** start Input **
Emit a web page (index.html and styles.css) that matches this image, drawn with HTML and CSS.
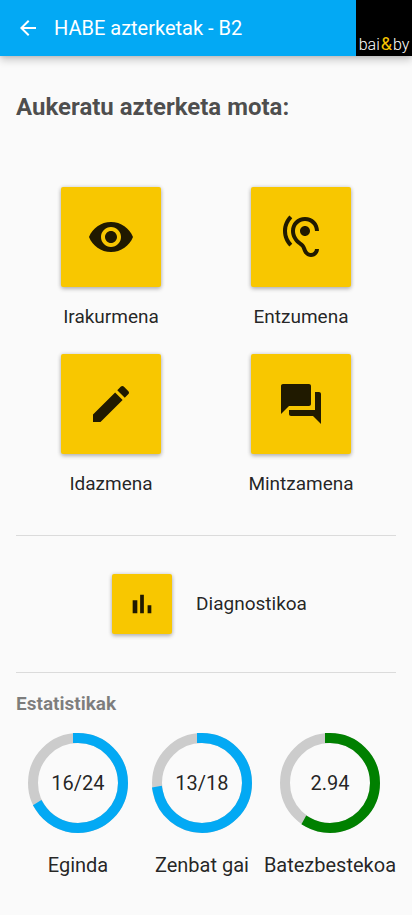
FILE: index.html
```html
<!DOCTYPE html>
<html lang="eu">
<head>
<meta charset="utf-8">
<meta name="viewport" content="width=device-width, initial-scale=1">
<title>HABE azterketak - B2</title>
<link rel="stylesheet" href="styles.css">
</head>
<body>
<header class="toolbar">
  <button class="back" type="button" aria-label="Atzera">
    <svg viewBox="0 0 24 24" width="24" height="24"><path d="M20 11H7.83l5.59-5.59L12 4l-8 8 8 8 1.41-1.41L7.83 13H20v-2z"/></svg>
  </button>
  <span class="title">HABE azterketak - B2</span>
  <a class="logo" href="#">bai<span class="amp">&amp;</span>by</a>
</header>
<main class="content">
  <h1 class="heading">Aukeratu azterketa mota:</h1>
  <section class="types">
    <div class="type">
      <button class="tile" type="button" aria-labelledby="t1">
        <svg viewBox="0 0 24 24" width="48" height="48"><path d="M12 4.5C7 4.5 2.73 7.61 1 12c1.73 4.39 6 7.5 11 7.5s9.27-3.11 11-7.5c-1.73-4.39-6-7.5-11-7.5zM12 17c-2.76 0-5-2.24-5-5s2.24-5 5-5 5 2.24 5 5-2.24 5-5 5zm0-8c-1.66 0-3 1.34-3 3s1.34 3 3 3 3-1.34 3-3-1.34-3-3-3z"/></svg>
      </button>
      <span class="label" id="t1">Irakurmena</span>
    </div>
    <div class="type">
      <button class="tile" type="button" aria-labelledby="t2">
        <svg viewBox="0 0 24 24" width="48" height="48"><path d="M17 20c-.29 0-.56-.06-.76-.15-.71-.37-1.21-.88-1.71-2.38-.51-1.56-1.47-2.29-2.39-3-.79-.61-1.61-1.24-2.32-2.53C9.29 10.98 9 9.93 9 9c0-2.8 2.2-5 5-5s5 2.2 5 5h2c0-3.93-3.07-7-7-7S7 5.07 7 9c0 1.26.38 2.65 1.07 3.9.91 1.65 1.98 2.48 2.85 3.15.81.62 1.39 1.07 1.71 2.05.6 1.82 1.37 2.84 2.73 3.55.51.23 1.07.35 1.64.35 2.21 0 4-1.79 4-4h-2c0 1.1-.9 2-2 2zM7.640 2.640L6.220 1.220C4.230 3.210 3 5.960 3 9s1.230 5.790 3.220 7.780l1.410-1.410C6.010 13.740 5 11.490 5 9s1.010-4.740 2.640-6.360zM11.500 9c0 1.380 1.120 2.500 2.500 2.500s2.500-1.120 2.500-2.500-1.120-2.500-2.500-2.500-2.500 1.120-2.500 2.500z"/></svg>
      </button>
      <span class="label" id="t2">Entzumena</span>
    </div>
    <div class="type">
      <button class="tile" type="button" aria-labelledby="t3">
        <svg viewBox="0 0 24 24" width="48" height="48"><path d="M3 17.25V21h3.750L17.810 9.940l-3.750-3.750L3 17.250zM20.710 7.040c.39-.39.39-1.020 0-1.410l-2.340-2.340c-.39-.39-1.020-.39-1.410 0l-1.830 1.830 3.750 3.750 1.830-1.830z"/></svg>
      </button>
      <span class="label" id="t3">Idazmena</span>
    </div>
    <div class="type">
      <button class="tile" type="button" aria-labelledby="t4">
        <svg viewBox="0 0 24 24" width="48" height="48"><path d="M21 6h-2v9H6v2c0 .55.45 1 1 1h11l4 4V7c0-.55-.45-1-1-1zm-4 6V3c0-.55-.45-1-1-1H3c-.55 0-1 .45-1 1v14l4-4h10c.55 0 1-.45 1-1z"/></svg>
      </button>
      <span class="label" id="t4">Mintzamena</span>
    </div>
  </section>
  <section class="diagnostic">
    <button class="tile small" type="button" aria-labelledby="t5">
      <svg viewBox="0 0 24 24" width="32" height="32"><path d="M5 9.200h3.500V19H5zM10.600 5h2.800v14h-2.800zm5.600 8H19v6h-2.800z"/></svg>
    </button>
    <span class="label" id="t5">Diagnostikoa</span>
  </section>
  <h2 class="subheading">Estatistikak</h2>
  <section class="stats">
    <div class="stat">
      <div class="ring">
        <svg viewBox="0 0 100 100" width="100" height="100"><circle class="track" cx="50" cy="50" r="45"/><circle class="bar" cx="50" cy="50" r="45" pathLength="360" stroke-dasharray="238 360"/></svg>
        <span class="value">16/24</span>
      </div>
      <span class="caption">Eginda</span>
    </div>
    <div class="stat">
      <div class="ring">
        <svg viewBox="0 0 100 100" width="100" height="100"><circle class="track" cx="50" cy="50" r="45"/><circle class="bar" cx="50" cy="50" r="45" pathLength="360" stroke-dasharray="259 360"/></svg>
        <span class="value">13/18</span>
      </div>
      <span class="caption">Zenbat gai</span>
    </div>
    <div class="stat">
      <div class="ring">
        <svg viewBox="0 0 100 100" width="100" height="100"><circle class="track" cx="50" cy="50" r="45"/><circle class="bar good" cx="50" cy="50" r="45" pathLength="360" stroke-dasharray="209 360"/></svg>
        <span class="value">2.94</span>
      </div>
      <span class="caption">Batezbestekoa</span>
    </div>
  </section>
</main>
</body>
</html>
```
FILE: styles.css
```css
* {
  box-sizing: border-box;
}

body {
  margin: 0;
  background: #fafafa;
  color: rgba(0, 0, 0, 0.87);
  font-family: Roboto, sans-serif;
  font-size: 20px;
  line-height: 24px;
}

svg {
  display: block;
  fill: currentColor;
}

button {
  border: 0;
  padding: 0;
  background: none;
  color: inherit;
  cursor: pointer;
}

.toolbar {
  display: flex;
  align-items: center;
  height: 56px;
  padding-left: 16px;
  background: #03a9f4;
  color: #fff;
  box-shadow: 0 0 4px rgba(0, 0, 0, 0.14), 0 4px 8px rgba(0, 0, 0, 0.2);
}

.title {
  flex: 1;
  margin-left: 14px;
}

.logo {
  display: flex;
  align-items: baseline;
  justify-content: center;
  width: 56px;
  height: 56px;
  padding-top: 32px;
  background: #000;
  color: #fff;
  font-size: 16px;
  font-weight: 300;
  text-decoration: none;
}

.amp {
  margin: 0 1px;
  color: #f8c700;
  font-size: 18px;
  font-weight: 400;
}

.content {
  padding: 0 16px;
}

.heading {
  margin: 0;
  padding: 36px 0 64px;
  color: rgba(0, 0, 0, 0.7);
  font-size: 24px;
  line-height: 31px;
}

.types {
  display: grid;
  grid-template-columns: 1fr 1fr;
  row-gap: 25px;
  padding-bottom: 39px;
}

.type {
  display: flex;
  flex-direction: column;
  align-items: center;
  gap: 18px;
}

.label {
  font-size: 19px;
}

.tile {
  display: flex;
  align-items: center;
  justify-content: center;
  width: 100px;
  height: 100px;
  border-radius: 2px;
  background: #f8c700;
  color: rgba(0, 0, 0, 0.87);
  box-shadow: 0 0 4px rgba(0, 0, 0, 0.14), 0 2px 4px rgba(0, 0, 0, 0.24);
}

.small {
  width: 60px;
  height: 60px;
}

.diagnostic {
  display: flex;
  align-items: center;
  justify-content: center;
  gap: 24px;
  padding: 38px 0 38px 7px;
  border: solid rgba(0, 0, 0, 0.12);
  border-width: 1px 0;
}

.subheading {
  margin: 0;
  padding: 19px 0 17px;
  color: rgba(0, 0, 0, 0.5);
  font-size: 19px;
  line-height: 24px;
}

.stats {
  display: flex;
}

.stat {
  flex: 1;
  display: flex;
  flex-direction: column;
  align-items: center;
  gap: 20px;
}

.ring {
  display: grid;
  place-items: center;
}

.ring > * {
  grid-area: 1 / 1;
}

.track,
.bar {
  fill: none;
  stroke: #ccc;
  stroke-width: 10px;
}

.bar {
  stroke: #03a9f4;
  stroke-linecap: square;
  transform: rotate(-90deg);
  transform-origin: center;
}

.good {
  stroke: green;
}
```
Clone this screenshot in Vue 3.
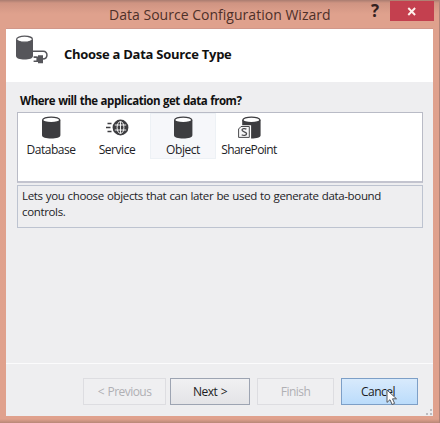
** end Input **
§ Objective: Which lines hold the word "this"? Show each one.

§ In response:
Emit a web page (index.html and styles.css) that matches this image, drawn with HTML and CSS.
Clone this screenshot in Vue 3.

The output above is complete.